In view of the aging agricultural work force, high unemployment rates even among high-school  and university graduates,  and critical urban congestion throughout the world, it is crucial not only to retain the non-urban populations in situ, but also to  device some meaningful mode of employment to 15-17 year-olds that seem to constitute a major portion of those who leave their homes and migrate to cities.

Even a cursory glance at the developments in agriculture world-wide,  is sufficient to show one the three main trends therein, viz., regardless of the type of their ownership, increasing physical size of agricultural production units, increased mechanisation,  and the increasing separation of the producers and end-users both in distance and time.

These necessitate long-distance transport, storage and processing that leads to waste, loss of flavour and nutrients and to higher food prices. However, if rural and semi-urban youth can be helped to engage in agriculture at or near their  homes, it would considerably ameliorate the ills of the present irrational trends in agriculture. Moreover, it would offer youth an important path to independence through meaningful employment.

True, youth migration has a greater quantitative impact on food production in less affluent countries, but it is important to note that it has a highly undesirable effect on food quality in the affluent ones, not to mention  the social problems associated with unplanned urban expansion.

So, it would be reasonable to suggest that we ought to formulate some appropriate global action to resolve this problem in general terms,  so that each nation may select the areas relevant for its specific needs. In other words, the proposal will be a action template from which one could pick and choose according to one’s needs.

I think the kind of rural and semi-urban change that would  be most beneficial to everybody, would require a considerable change  in current politico-economic notions.
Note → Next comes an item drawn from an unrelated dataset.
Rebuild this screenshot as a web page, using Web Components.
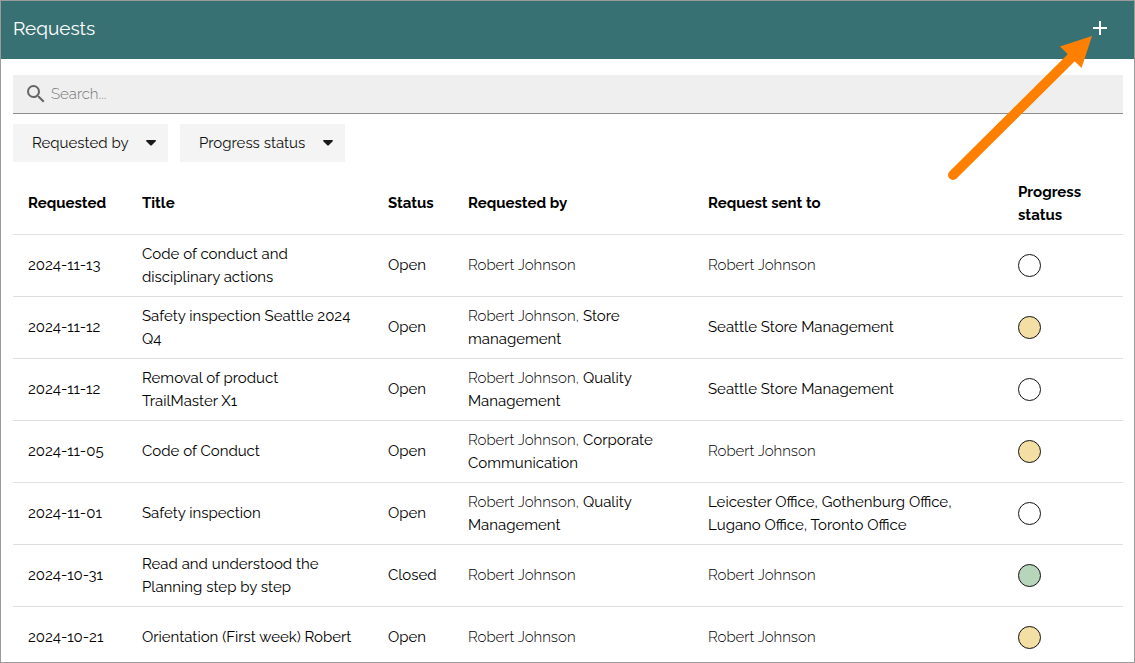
<!DOCTYPE html>
<html lang="en">
<head>
<meta charset="utf-8">
<title>Requests</title>
<style>
  body { margin: 0; font-family: Raleway, Lato, sans-serif; font-size: 15px; line-height: 23px; color: #000; background: #fff; }
</style>
</head>
<body>
<request-page>
  <app-bar slot="bar">Requests</app-bar>
  <search-field></search-field>
  <filter-bar>
    <filter-select label="Requested by" size="short"></filter-select>
    <filter-select label="Progress status"></filter-select>
  </filter-bar>
  <request-table></request-table>
  <callout-arrow slot="overlay"></callout-arrow>
</request-page>

<script>
class Base extends HTMLElement {
  connectedCallback() {
    if (this.shadowRoot) return;
    this.attachShadow({ mode: "open" }).innerHTML = this.render();
  }
}

customElements.define("request-page", class extends Base {
  render() {
    return `<style>
      :host { display: block; position: relative; box-sizing: border-box; height: 100vh; overflow: hidden; border: 1px solid #9b9b9b; }
      main { display: flex; flex-direction: column; padding: 16px 11px 0 12px; }
    </style>
    <slot name="bar"></slot>
    <main><slot></slot></main>
    <slot name="overlay"></slot>`;
  }
});

customElements.define("app-bar", class extends Base {
  render() {
    return `<style>
      :host { display: flex; align-items: center; justify-content: space-between; box-sizing: border-box; height: 58px; padding: 0 22px 4px 12px; background: #387174; color: #fff; }
      h1 { margin: 0; font-size: 19px; font-weight: 400; line-height: 24px; }
      button { display: flex; padding: 0; border: 0; background: none; color: inherit; cursor: pointer; }
    </style>
    <h1><slot></slot></h1>
    <button type="button" aria-label="Add request">
      <svg width="24" height="24" viewBox="0 0 24 24" fill="currentColor"><path d="M19 13h-6v6h-2v-6H5v-2h6V5h2v6h6z"/></svg>
    </button>`;
  }
});

customElements.define("search-field", class extends Base {
  render() {
    return `<style>
      :host { display: block; }
      label { display: flex; align-items: center; gap: 3px; height: 38px; padding: 0 11px; background: #efefef; border-bottom: 1px solid #8c8c8c; color: #666; }
      svg { flex: none; }
      input { flex: 1; min-width: 0; padding: 0; border: 0; outline: 0; background: none; font: inherit; font-weight: 300; color: #111; }
      input::placeholder { color: #777; opacity: 1; }
    </style>
    <label>
      <svg width="24" height="24" viewBox="0 0 24 24" fill="currentColor"><path d="M15.500 14h-.79l-.28-.27A6.471 6.471 0 0 0 16 9.500 6.500 6.500 0 1 0 9.500 16c1.610 0 3.090-.59 4.230-1.570l.27.28v.79l5 4.990L20.490 19l-4.990-5zm-6 0C7.010 14 5 11.990 5 9.500S7.010 5 9.500 5 14 7.010 14 9.500 11.990 14 9.500 14z"/></svg>
      <input type="search" placeholder="Search..." aria-label="Search">
    </label>`;
  }
});

customElements.define("filter-bar", class extends Base {
  render() {
    return `<style>:host { display: flex; gap: 12px; padding: 10px 0 11px; }</style><slot></slot>`;
  }
});

customElements.define("filter-select", class extends Base {
  render() {
    const label = this.getAttribute("label");
    return `<style>
      :host { display: grid; align-items: center; width: 165px; }
      :host([size="short"]) { width: 155px; }
      select, svg { grid-area: 1 / 1; }
      select { appearance: none; width: 100%; height: 38px; padding: 0 30px 0 19px; border: 0; border-radius: 0; background: #f4f4f4; font: inherit; color: #111; cursor: pointer; }
      svg { justify-self: end; margin-right: 12px; pointer-events: none; }
    </style>
    <select aria-label="${label}"><option>${label}</option></select>
    <svg width="10" height="6" viewBox="0 0 10 6"><path d="M0 1Q0 0 1 0H9Q10 0 10 1L6 5Q5 6 4 5Z" fill="#1a1a1a"/></svg>`;
  }
});

customElements.define("status-dot", class extends Base {
  render() {
    return `<style>
      :host { display: block; box-sizing: border-box; width: 23px; height: 23px; border: 1px solid #111; border-radius: 50%; background: #fff; }
      :host([state="ongoing"]) { background: #f3dfa4; }
      :host([state="done"]) { background: #b7d5bb; }
    </style>`;
  }
});

const person = "<span>Robert Johnson</span>";
const withTeam = team => `<span>Robert Johnson,</span> ${team}`;
const requests = [
  ["2024-11-13", "Code of conduct and disciplinary actions", "Open", person, person, "new"],
  ["2024-11-12", "Safety inspection Seattle 2024 Q4", "Open", withTeam("Store management"), "Seattle Store Management", "ongoing"],
  ["2024-11-12", "Removal of product TrailMaster X1", "Open", withTeam("Quality Management"), "Seattle Store Management", "new"],
  ["2024-11-05", "Code of Conduct", "Open", withTeam("Corporate Communication"), person, "ongoing"],
  ["2024-11-01", "Safety inspection", "Open", withTeam("Quality Management"), "Leicester Office, Gothenburg Office, Lugano Office, Toronto Office", "new"],
  ["2024-10-31", "Read and understood the Planning step by step", "Closed", person, person, "done"],
  ["2024-10-21", "Orientation (First week) Robert", "Open", person, person, "ongoing"]
];

customElements.define("request-table", class extends Base {
  render() {
    const rows = requests.map(r => `<tr>${r.slice(0, 5).map(c => `<td>${c}</td>`).join("")}<td><status-dot state="${r[5]}" role="img" aria-label="${r[5]}"></status-dot></td></tr>`).join("");
    return `<style>
      :host { display: block; }
      table { width: 100%; table-layout: fixed; border-collapse: separate; border-spacing: 0; font-variant-numeric: oldstyle-nums; }
      th, td { box-sizing: border-box; height: 62px; padding: 0 15px; text-align: left; vertical-align: middle; border-bottom: 1px solid #dedede; }
      th { font-weight: 700; color: #000; }
      span { font-weight: 300; }
      .date { width: 114px; }
      .title { width: 246px; }
      .status { width: 80px; }
      .by { width: 240px; }
      .sent { width: auto; }
      .progress { width: 120px; }
      td:nth-child(2) { padding-right: 19px; }
      td:nth-child(5) { padding-right: 40px; }
    </style>
    <table>
      <colgroup><col class="date"><col class="title"><col class="status"><col class="by"><col class="sent"><col class="progress"></colgroup>
      <thead><tr><th>Requested</th><th>Title</th><th>Status</th><th>Requested by</th><th>Request sent to</th><th>Progress status</th></tr></thead>
      <tbody>${rows}</tbody>
    </table>`;
  }
});

customElements.define("callout-arrow", class extends Base {
  render() {
    return `<style>
      :host { display: block; position: absolute; top: 29px; right: 34px; pointer-events: none; }
      svg { display: block; }
    </style>
    <svg width="160" height="155" viewBox="0 0 160 155" aria-hidden="true">
      <path d="M13 145L132 27" stroke="#ff8000" stroke-width="10" stroke-linecap="round"/>
      <path d="M152 6L120 16.500L141.500 38Z" fill="#ff8000"/>
    </svg>`;
  }
});
</script>
</body>
</html>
Provided that we could persuade the political and economic establishments to devolve their power, hence, their modes of operation,  our present problem may be resolved  in the following multi-layered manner.

Naturally, a really holistic approach would be the means of choice to enable the 15-17 year-olds to secure a sustainable and adequate livelihood by engaging in agriculture.

Unfortunately however,  such an approach would run into a number of difficulties, which would render it too resource-intensive for the countries where it is needed most. I believe this difficulty can be overcome to a significant extent, if authorities are willing and able to undertake certain system changes.

The greatest hindrance to a holistic problem resolution is the policy incongruence prevalent in every administration. This stems from their inability and/or unwillingness to render consistent the categorically identical aims included in diverse policy areas. For instance, health policy may be directed at the prevention of the so-called NCDs, while the trade policy may allow import, production, advertising and the sale of unhealthy industrial food and drink. This is an ubiquitous example of policy incongruence, which not only increases the cost of health care, but allows the investment of resources into an area that does not  enhance public health.

For a start therefore, I suggest that we  strive towards policy congruence with reference to youth in the least controversial areas like environmental sustainability, employment, agriculture, education, health and justice, with a view to expanding it into trade as soon as possible. Within the framework of employment policy, we can then move to agriculture as an environmentally sustainable, equitable and health promoting area of youth employment.

Before we go any farther, it is necessary to recall that the policy formulation and implementation represent two recursive endeavours. This means that policy congruence  must obtain at global, regional and national levels if we are to expect worthwhile results.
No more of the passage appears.